Ethan: It’s important to get out of the way. It’s no longer for us an ego thing. As much as we can, let the food speak for itself, and it’s not necessarily about how we are manipulating it.

Justin: Less about here (points to temple), more about here (points to heart). It sounds really cliche but it’s true. You have to feel something when you eat food.

Alright, let’s turn to coffee. What were you looking for from a roast-profile standpoint?

Ethan: I think we were all coming here [to Caffe Streets] before the restaurant was even an idea, really. We knew we loved the coffee. We could tell that [Xavier and Darko] are super focused on the quality of the coffee and interested in it continually getting better, which is of course exactly what our food is about too. The coffee, to me, tastes super different from most other Chicago roasteries. It seems to be lighter roasted, maybe a little more acidic but also balanced in a way that most Chicago coffee doesn’t strike me as being. And it just suits our...especially our pastry service but I think all of the food really well.

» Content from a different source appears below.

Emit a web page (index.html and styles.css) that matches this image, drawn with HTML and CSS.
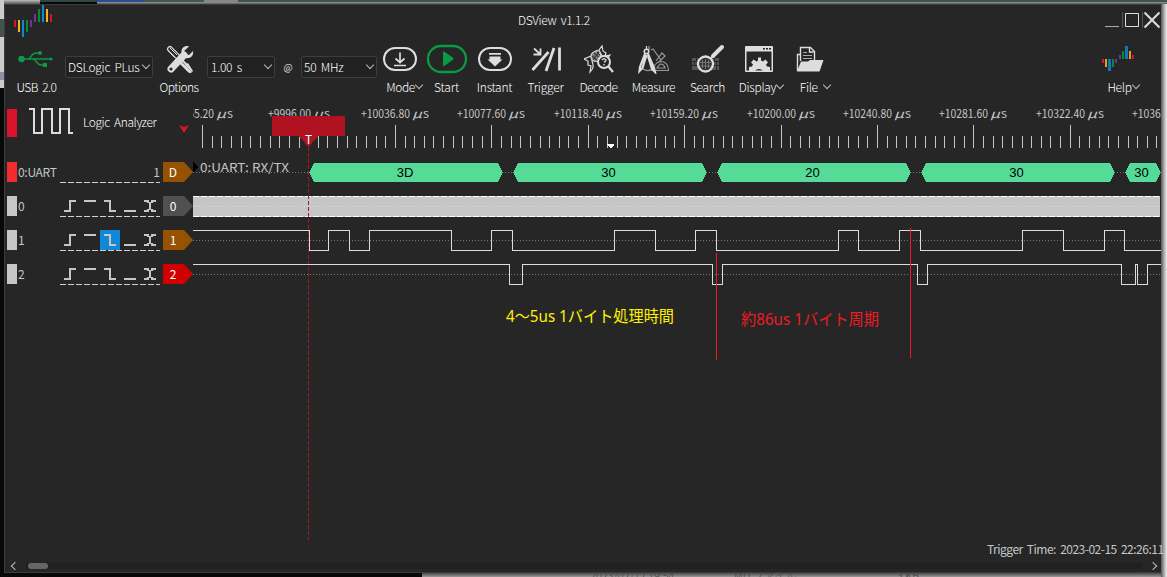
FILE: index.html
```
<!DOCTYPE html>
<html lang="en">
<head>
<meta charset="utf-8">
<title>DSView v1.1.2</title>
<link rel="stylesheet" href="styles.css">
</head>
<body>
<div class="desktop">
  <div class="behind"><span class="b-date">2023/02/12 19:54</span><span class="b-type">MD ファイル</span><span class="b-size">3 KB</span></div>
  <div class="window">
    <header class="titlebar">
      <svg class="logo" width="40" height="34" viewBox="14 4 40 34" shape-rendering="crispEdges">
        <path fill="#d9142a" d="M14 20h2v7h-2zM50 14h2v8h-2z"/><path fill="#f7b21b" d="M18 20h2v12h-2zM46 9h2v13h-2z"/><path fill="#0f86d6" d="M22 20h2v17h-2zM42 5h2v17h-2z"/><path fill="#0b8a33" d="M26 20h2v12h-2zM38 9h2v13h-2z"/><path fill="#70339a" d="M30 20h2v7h-2zM34 14h2v8h-2z"/>
      </svg>
      <h1 class="title">DSView v1.1.2</h1>
      <svg class="controls" width="58" height="20" viewBox="1104 10 58 20" fill="none" stroke="#dedede">
        <path stroke="#aaa" d="M1105 26.5h14"/><path stroke="#555" d="M1122.5 12v16M1142.500 12v16"/><path d="M1125.500 13.500h13v13h-13z"/><path stroke-width="2" d="M1144.500 12.500l15 15M1159.500 12.500l-15 15"/>
      </svg>
    </header>

    <nav class="toolbar">
      <div class="tool usb">
        <svg width="36" height="30" viewBox="18 44 36 30" fill="none" stroke="#0b9a46" stroke-width="1.500"><circle cx="22.500" cy="59" r="3.200" fill="#0b9a46" stroke="none"/><path d="M23 59h28M29 59c3 0 3-6 8-6h3M34 59c3 0 4 6 8 6h3"/><circle cx="41" cy="53" r="2" fill="#0b9a46" stroke="none"/><path d="M44 63h4v4h-4zM51 57l3.500 2-3.500 2z" fill="#0b9a46" stroke="none"/></svg>
        <span class="label">USB 2.0</span></div>
      <div class="combo"><span class="c-device">DSLogic PLus</span><i class="chev"></i></div>
      <div class="tool opts">
        <svg width="28" height="30" viewBox="166 44 28 30"><path d="M170 49l7 7M181 61l9 9" stroke="#ddd" stroke-width="6" stroke-linecap="round"/><path d="M170 49l7 7" stroke="#262626" stroke-width="3.500" stroke-linecap="round"/><path d="M168 50l6 7M170 48l7 7" stroke="#ddd" stroke-width="1"/><path d="M179 59l15 15 0-7-9-9z" fill="#262626"/><path d="M181 59l7 7" stroke="#ddd" stroke-width="2"/><path d="M185 65l3-2 5 8-1 1z" fill="#ddd"/><path d="M171 69l13-14" stroke="#ddd" stroke-width="7" stroke-linecap="round"/><path d="M189 46.500c-5-2-9 3-7 7.500l4 4c4 1 8-2 7-7l-4 4-4-1-1-3z" fill="#ddd"/><circle cx="171" cy="69" r="1.600" fill="#262626"/></svg>
        <span class="label">Options</span></div>
      <div class="combo"><span class="c-time">1.00 s</span><i class="chev"></i></div>
      <span class="at">@</span>
      <div class="combo"><span class="c-rate">50 MHz</span><i class="chev"></i></div>
      <div class="tool mode">
        <svg width="40" height="30" viewBox="0 0 40 30" fill="none" stroke="#ddd" stroke-width="2"><rect x="4" y="4" width="32" height="22" rx="11"/><path stroke-width="1.700" d="M20 8.500v10M15.500 14.500l4.500 4 4.500-4M14 21.500h12"/></svg>
        <span class="label">Mode<i class="chev"></i></span></div>
      <div class="tool start">
        <svg width="42" height="30" viewBox="0 0 42 30"><rect x="2" y="2" width="38" height="26" rx="13" fill="none" stroke="#0b9a46" stroke-width="2.300"/><path fill="#0b9a46" d="M17 8.500q0-1.500 1.500-.8l8.500 6q1 1 0 2l-8.500 6q-1.500.7-1.500-.8z"/></svg>
        <span class="label">Start</span></div>
      <div class="tool instant">
        <svg width="40" height="30" viewBox="0 0 40 30"><rect x="4" y="4" width="32" height="22" rx="11" fill="none" stroke="#ddd" stroke-width="2"/><path fill="#ddd" d="M14 9h12v1.700H14zM14.500 12.500h11v3h2l-7.500 7-7.500-7h2z"/></svg>
        <span class="label">Instant</span></div>
      <div class="tool trig">
        <svg width="32" height="30" viewBox="530 44 32 30" fill="none" stroke="#ddd" stroke-width="2.200"><path d="M532.500 70l16-18M546 71l8-23M559.500 47.500v23" stroke-width="2.800"/><path stroke-width="1.800" d="M534 48.500l6 5.500M540.500 48.500v6h-7"/></svg>
        <span class="label">Trigger</span></div>
      <div class="tool dec">
        <svg width="30" height="30" viewBox="583 44 30 30" fill="none" stroke="#ccc" stroke-width="1.200"><path stroke="#ddd" d="M590 55q4-5 9-5M600 61q3-2 4-6M598 50l3-4 1 5 3 2-1 3 5-1q-3 5-7 3zM590 56l-7 3 4 2v4l3 1-1 6q4-4 3-7z"/><circle cx="595" cy="56.500" r="5" fill="#777"/><path stroke="#262626" stroke-width="1" d="M591 56l6 5M593 53l7 6M596 52l3 3M592 60l6-8"/><circle cx="603" cy="62" r="6" fill="#262626" stroke="#ddd" stroke-width="2"/><path d="M607 66l5 6" stroke="#ddd" stroke-width="2.200"/><path d="M601 60q2-2.500 4 0 0 1-2 2.500M603 64v1.500" stroke-width="1.500"/></svg>
        <span class="label">Decode</span></div>
      <div class="tool meas">
        <svg width="34" height="30" viewBox="637 44 34 30" fill="none" stroke="#999" stroke-width="1.200"><path d="M649 50v-4M643 69q6 4 12-2M651 50l2-1 8 11M656 61l6-8 3 3-6 6"/><path d="M652 70.500h16.500q0-9-8.500-9-5 1-8 9zM657 68h8q-1-4-5-4z"/><circle cx="646.500" cy="51.500" r="2.200" stroke="#ddd" stroke-width="1.600"/><path stroke="#ddd" stroke-width="2.200" d="M645 54l-5 13-.5 4 3-3 4-13M648 54l6 14 1 4-3-3-4-13"/><path stroke="#ddd" d="M646.500 46v4"/></svg>
        <span class="label">Measure</span></div>
      <div class="tool sear">
        <svg width="34" height="30" viewBox="691 44 34 30"><path fill="#555" d="M692 58h27v12h-27z"/><path stroke="#262626" d="M692 61.500h27M692 65.500h27M696.500 58v4M714.500 58v4M694.500 62v4M716.500 62v8"/><circle cx="705.500" cy="64" r="7.500" fill="#303030" stroke="#ddd" stroke-width="2.300"/><path d="M702.500 60v8M705.500 59v10M708.500 60v8M700 62.500h11M700 66h11" stroke="#777"/><path d="M711 58l3-3" stroke="#ddd" stroke-width="2"/><path d="M713 56l9-9" stroke="#ddd" stroke-width="4" stroke-linecap="round"/></svg>
        <span class="label">Search</span></div>
      <div class="tool disp">
        <svg width="30" height="30" viewBox="744 44 30 30"><path fill="#ddd" fill-rule="evenodd" d="M746 46h26a1 1 0 0 1 1 1v24a1 1 0 0 1-1 1h-26a1 1 0 0 1-1-1V47a1 1 0 0 1 1-1zM746.500 51.500v19h25v-19z"/><path fill="#262626" d="M763 48h2v1.500h-2zM766 48h2v1.500h-2zM769 48h2v1.500h-2z"/><path fill="#ddd" d="M749 71v-4l3-.5 1-2-2-2 2.500-3 3 2 1.500-1v-3h3v3l2 1 2.500-2 2.500 3-2 2 1 2 3 .5v4h-7a5 5 0 0 0-8 0z"/></svg>
        <span class="label">Display<i class="chev"></i></span></div>
      <div class="tool file">
        <svg width="30" height="30" viewBox="794 44 30 30"><path fill="none" stroke="#ddd" stroke-width="1.400" d="M799.500 61V47.500h10l4 4V60M808.500 48v4h4M796.500 71V54.500h2.500"/><path stroke="#aaa" d="M802 52.500h4M802 55.500h9M802 58.500h9"/><path fill="#ddd" d="M796 71.500l4-10h7l2-1.500h13.500l-4 11.500z"/></svg>
        <span class="label">File <i class="chev"></i></span></div>
      <span class="grow"></span>
      <div class="tool help">
        <svg width="40" height="30" viewBox="1102 44 40 30" shape-rendering="crispEdges"><path fill="#d9142a" d="M1102 59h2v4h-2zM1132 55h2v4h-2z"/><path fill="#e6a31b" d="M1105 59h2v8h-2zM1129 51h2v8h-2z"/><path fill="#0f76bd" d="M1108 59h3v12h-3zM1125 46h3v13h-3z"/><path fill="#0b8a33" d="M1112 59h2v8h-2zM1122 51h2v8h-2z"/><path fill="#70339a" d="M1115 59h2v4h-2zM1119 55h2v4h-2z"/></svg>
        <span class="label">Help<i class="chev"></i></span></div>
    </nav>

    <main class="workspace">
      <aside class="channels">
        <div class="device">
          <i class="bar"></i>
          <svg width="46" height="30" viewBox="28 106 46 30" fill="none" stroke="#ddd" stroke-width="2"><path d="M29 109h5v24h8v-24h10v24h8v-24h9v24h4"/></svg>
          <span class="device-name">Logic Analyzer</span>
          <svg class="flag" width="10" height="8" viewBox="0 0 10 8"><path fill="#d9142a" d="M0 0l5 2 5-2-5 8z"/></svg>
        </div>
        <div class="channel uart"><i class="bar"></i><span class="ch-name">0:UART</span><span class="edges">1</span><b class="tag">D</b></div>
        <div class="channel"><i class="bar"></i><span class="ch-name">0</span><span class="edges"><svg width="100" height="20" viewBox="0 0 100 20"><use href="#edge-set"/></svg></span><b class="tag gray">0</b></div>
        <div class="channel"><i class="bar"></i><span class="ch-name">1</span><span class="edges"><svg width="100" height="20" viewBox="0 0 100 20"><path fill="#1287d8" d="M40 0h20v20H40z"/><g id="edge-set" fill="none" stroke="#c5c6c8" stroke-width="2" shape-rendering="crispEdges"><path d="M4 15h6V5h6M24 5h12M44 5h6v10h6M64 15h12M84 5h4v2M96 5h-4v2M84 15h4v-2M96 15h-4v-2M90 6v8"/></g></svg></span><b class="tag brown">1</b></div>
        <div class="channel"><i class="bar"></i><span class="ch-name">2</span><span class="edges"><svg width="100" height="20" viewBox="0 0 100 20"><use href="#edge-set"/></svg></span><b class="tag red">2</b></div>
      </aside>

      <svg class="plot" width="968" height="436" viewBox="193 105 968 436" shape-rendering="crispEdges">
        <g id="ruler-labels" class="ruler-text"></g>
        <path id="ticks" fill="none" stroke="#c5c6c8"/>
        <path fill="#b01222" d="M272 116h73v20h-27l-9.500 11-9.500-11h-27z"/>
        <path stroke="#b01222" stroke-dasharray="4 2" d="M308.500 147v393"/>
        <text class="trigger-mark" x="308.500" y="144" text-anchor="middle">T</text>
        <path fill="#fff" d="M607 144h7v1l-3 3h-1l-3-3z"/>

        <path stroke="#777" stroke-dasharray="1 2" d="M193 172.500h968M193 240.500h968M193 274.500h968"/>
        <path fill="#000" d="M193 162l6 5-6 5z"/>
        <text class="decoder-text" x="200" y="172" textLength="89" lengthAdjust="spacingAndGlyphs">0:UART: RX/TX</text>
        <g fill="#55da98"><path d="M309 172.500l5-9.500h184l5 9.500-5 9.500H314zM513 172.500l5-9.500h184l5 9.500-5 9.500H518zM717 172.500l5-9.500h184l5 9.500-5 9.500H722zM921 172.500l5-9.500h184l5 9.500-5 9.500H926zM1125 172.500l5-9.500h26l5 9.500-5 9.500h-26z"/></g>
        <g class="byte-text" text-anchor="middle"><text x="405" y="177">3D</text><text x="608.500" y="177">30</text><text x="812.500" y="177">20</text><text x="1016.500" y="177">30</text><text x="1141.500" y="177">30</text></g>

        <path fill="#c5c6c8" d="M193 196h967v21H193z"/>
        <path stroke="#fff" stroke-dasharray="6 2" d="M193 196.500h967M193 216.500h967"/><path stroke="#dcdcdc" stroke-dasharray="1 2" d="M193 206.500h967"/>
        <path fill="none" stroke="#dcdcdc" d="M193 230.500H309.500V250.500H328.500V230.500H349.500V250.500H369.500V230.500H451.500V250.500H491.500V230.500H512.500V250.500H614.500V230.500H655.500V250.500H695.500V230.500H716.500V250.500H838.500V230.500H858.500V250.500H899.500V230.500H920.500V250.500H1022.500V230.500H1063.500V250.500H1104.500V230.500H1124.500V250.500H1161"/>
        <path fill="none" stroke="#dcdcdc" d="M193 264.500H509.500V284.500H522.500V264.500H712.500V284.500H722.500V264.500H917.500V284.500H927.500V264.500H1121.500V284.500H1135.500V264.500H1137.500V284.500H1147.500V264.500H1161"/>
        <path stroke="#b01222" stroke-dasharray="4 2" d="M308.500 195v57"/>
        <path stroke="#ed1c24" d="M716.500 253v107M910.500 228v130"/>
        <text class="note yellow" x="506" y="322" textLength="168" lengthAdjust="spacingAndGlyphs">4～5us 1バイト処理時間</text>
        <text class="note crimson" x="741" y="325" textLength="138" lengthAdjust="spacingAndGlyphs">約86us 1バイト周期</text>
      </svg>
    </main>
    <div class="status">Trigger Time: 2023-02-15 22:26:11</div>
    <div class="scrollbar"><i class="arrow left"></i><div class="track"><i class="thumb"></i></div><i class="arrow right"></i></div>
  </div>
</div>
<script src="app.js"></script>
</body>
</html>
```

FILE: styles.css
```
* { box-sizing: border-box; }
body { margin: 0; overflow: hidden; font: 300 12px/14px "Noto Sans CJK JP", "Noto Sans", sans-serif; color: #e8e8e8; background: #000; }
i { display: block; font-style: normal; }
svg { display: block; flex: none; }
.desktop {
  position: relative; width: 1167px; height: 577px; padding: 4px 6px 4px 4px;
  background:
    linear-gradient(90deg, #2e4644 0 57px, #2b4c96 57px 104px, #3f5a58 104px 164px, #88868a 164px 198px, #40514e 198px) 40px 0 / 1127px 2px no-repeat,
    linear-gradient(#999, #555) 97px 2px / 1070px 2px no-repeat,
    linear-gradient(90deg, #555, #aaa 3px, #eee 6px) 1161px 4px / 6px 573px no-repeat,
    linear-gradient(#333, #999) 422px 572px / 745px 5px no-repeat,
    linear-gradient(#ccc 0 19px, #41524f 19px 37px, #ccc 37px 72px, #988aa0 72px 80px, #ccc 80px 88px, transparent 88px) 0 0 / 4px 100px no-repeat,
    linear-gradient(#bbb, #555) 0 0 / 40px 4px no-repeat,
    #080808;
}
.behind { position: absolute; left: 422px; top: 571px; width: 739px; height: 6px; overflow: hidden; font-size: 11px; line-height: 9px; color: #444; display: flex; }
.b-date { margin-left: 168px; width: 144px; line-height: 8px; }
.b-type { width: 163px; }
.window { position: relative; display: flex; flex-direction: column; width: 1157px; height: 569px; background: #262626; border: 1px solid #3c3c3c; border-right: 0; }

.titlebar { display: flex; height: 33px; flex: none; }
.logo { margin: -1px 0 0 9px; }
.title { flex: 1; margin: 8px 0 0; padding-left: 464px; font-size: 12px; line-height: 14px; font-weight: 300; letter-spacing: -.35px; word-spacing: 2px; color: #fff; }
.controls { margin: 5px -1px 0 0; }

.toolbar { display: flex; height: 67px; flex: none; padding-top: 6px; color: #fff; word-spacing: 2px; }
.tool { display: flex; flex-direction: column; align-items: center; flex: none; }
.label { display: flex; align-items: center; margin-top: 6px; height: 14px; white-space: pre; letter-spacing: -.3px; }
.usb { width: 60px; } .usb .label { padding-left: 3px; letter-spacing: -.5px; }
.opts { width: 54px; } .opts .label { letter-spacing: -.55px; margin-left: -2px; }
.mode { width: 46px; } .mode .label { padding-left: 8px; letter-spacing: -.4px; } .mode .chev { margin-right: 0; }
.start { width: 47px; } .start .label { letter-spacing: -.1px; }
.instant { width: 49px; } .instant .label { letter-spacing: -.3px; }
.trig { width: 53px; } .trig .label { letter-spacing: -.2px; }
.dec { width: 53px; } .dec .label { letter-spacing: -.5px; }
.meas { width: 57px; }
.sear { width: 51px; }
.disp { width: 57px; } .disp svg { margin-left: -5px; }
.file { width: 51px; } .file svg { margin-left: -12px; } .file .chev { margin-left: 2px; }
.help { width: 56px; margin-right: 11px; } .help .label { padding-left: 3px; }
.grow { flex: 1; }
.chev { width: 6px; height: 6px; margin: -4px 1px 0 1px; border: solid #bbb; border-width: 0 1px 1px 0; transform: rotate(45deg); flex: none; }
.combo { display: flex; align-items: center; justify-content: space-between; flex: none; width: 88px; height: 22px; margin-top: 12px; padding: 0 2px; border: 1px solid #3d3d3d; border-radius: 2px; background: #212121; white-space: pre; letter-spacing: -.25px; }
.opts + .combo { width: 68px; padding-left: 3px; }
.at + .combo { width: 76px; }
.at { width: 26px; margin-top: 16px; text-align: center; font-size: 10px; }

.workspace { display: flex; height: 436px; flex: none; }
.channels { width: 188px; flex: none; color: #c5c6c8; }
.device { display: flex; height: 57px; padding-left: 2px; }
.device .bar { width: 10px; height: 28px; margin: 4px 11px 0 0; background: #d9142a; }
.device svg { margin-top: 1px; }
.device-name { width: 96px; padding: 10px 0 0 9px; color: #fff; letter-spacing: -.4px; word-spacing: 2px; white-space: nowrap; }
.device .flag { margin: 20px 0 0 9px; }
.channel { display: flex; height: 20px; margin: 0 0 14px 2px; line-height: 20px; font-weight: 400; }
.channel .bar { width: 10px; background: #c5c6c8; margin-right: 1px; }
.uart .bar { background: #f42b2e; }
.ch-name { width: 42px; letter-spacing: -.3px; }
.edges { width: 100px; height: 21px; margin-right: 3px; text-align: right; background: repeating-linear-gradient(90deg, #d0d0d0 0 6px, transparent 6px 8px) 0 100% / 100% 1px no-repeat; }
.tag { width: 30px; padding-right: 10px; text-align: center; font-size: 12px; font-weight: 400; color: #fff; background: #965200; clip-path: polygon(0 0, 70% 0, 100% 50%, 70% 100%, 0 100%); }
.tag.gray { background: #505050; }
.tag.red { background: #d00000; }
.ruler-text { fill: #c5c6c8; font-size: 11.5px; font-weight: 400; }
.mu { font-style: italic; }
.trigger-mark { fill: #fff; font-size: 12px; font-weight: 400; }
.decoder-text { fill: #c5c6c8; font-size: 12px; font-weight: 400; }
.byte-text { fill: #000; font: 13px "Liberation Sans", sans-serif; }
.note { font: 16px "Noto Sans", "Noto Sans CJK JP", sans-serif; }
.yellow { fill: #fff200; }
.crimson { fill: #ed1c24; }

.status { align-self: flex-end; margin: 1px 0 1px; width: 174px; height: 14px; font-size: 12px; font-weight: 400; letter-spacing: -.5px; word-spacing: 2px; color: #c5c6c8; white-space: nowrap; }
.scrollbar { display: flex; align-items: center; height: 10px; margin-top: 4px; padding: 0 5px 0 7px; }
.track { flex: 1; height: 6px; margin: 0 8px; background: #202020; }
.thumb { width: 20px; height: 6px; margin-left: 2px; border-radius: 3px; background: #666; }
.arrow { width: 6px; height: 6px; border: solid #bbb; border-width: 1px 1px 0 0; transform: rotate(45deg); }
.arrow.left { transform: rotate(-135deg); }
```

FILE: app.js
```
const labels = ["+9955.20", "+9996.00", "+10036.80", "+10077.60", "+10118.40", "+10159.20", "+10200.00", "+10240.80", "+10281.60", "+10322.40", "+10363.20"];
const group = document.getElementById("ruler-labels");
const origin = 202.6, step = 9.64;
let path = "";
for (let n = -1; n <= 99; n++) {
  const x = Math.floor(origin + n * step) + 0.5;
  if (x < 1161) path += `M${x} ${n % 10 === 0 ? 125 : 136}V148`;
}
document.getElementById("ticks").setAttribute("d", path);

function addText(x, width, content, name) {
  const text = document.createElementNS("http://www.w3.org/2000/svg", "text");
  text.setAttribute("x", x);
  text.setAttribute("y", 118);
  text.setAttribute("textLength", width);
  text.setAttribute("lengthAdjust", "spacingAndGlyphs");
  if (name) text.setAttribute("class", name);
  text.textContent = content;
  group.appendChild(text);
}

labels.forEach((label, i) => {
  const width = i < 2 ? 61 : 67;
  const start = Math.round(origin + i * 96.4 - width / 2) - 1;
  addText(start, width - 18, label);
  addText(start + width - 16, 10, "μ", "mu");
  addText(start + width - 5, 6, "s");
});
```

When we got to know Xavier and Darko, they’re just like really awesome dudes. The quality of their product is as important to them as the quality of our product is [to us], so it was a really good partnership. And it’s really only improving, too. Xavier is now talking about doing rotating coffees in a similar way that we rotate our food, which I think is just an unbelievably awesome idea. I don’t think it can be underestimated how special the collaboration between these guys and us is. It’s one of the most unique collaborations we have.

Tony: It’s so intimate. We’re sharing feedback about the coffee with them like almost every week probably. I think some roasters it would become a headache to have that much feedback. We taste it every day, and we’re kind’ve fussy about it, like the way we taste everything. I mean, everything is scrutinized to a very high degree, and [Metric] seem to love it. And when they have ways to improve it, like, they hooked us up with a new machine just to cut out one of the variables. They helped us get a new machine so we could control it and have even more in-depth, accurate productive conversations about the quality of the beans that we were getting. It’s really special. We maybe approach business a little bit differently, but there’s some deep commonality that I haven’t hit on that is, I think, partly connected to a respect for the product they’re working with. Like they’re just uncompromising. There’s nothing that will interrupt their commitment to the quality of their beans and roasting them in way that respects the quality of those beans, which is very similar to us. And then there’s this kind’ve friendship, family-oriented approach to how they operate. Reminds me a lot of how we operate. And it just works really well.

Ethan: The other cool thing, I think, is that they are really committed to us in a way that surprised me initially because we’re a really small account for them. Tiny. But we mean a lot to them, I guess because we have this constant conversation going on and mutual respect. It’s a very cool thing.

Justin: This respect is very important. You look at the space at Cellar Door and everything is pretty much made there. The coffee is like the one thing that we’re responsible to do really well because it’s not ours. And then when you have that relationship, you really want to do that. You’re like ‘Man, I feel so responsible to make sure this coffee tastes really good.’

Tony: I hope it’s still in the early stages of the collaboration and relationship.

One more question - Is there such a thing as a gluten-free croissant?

Ethan: I think so…

Justin: A gluten-free croissant?! That’s crazy.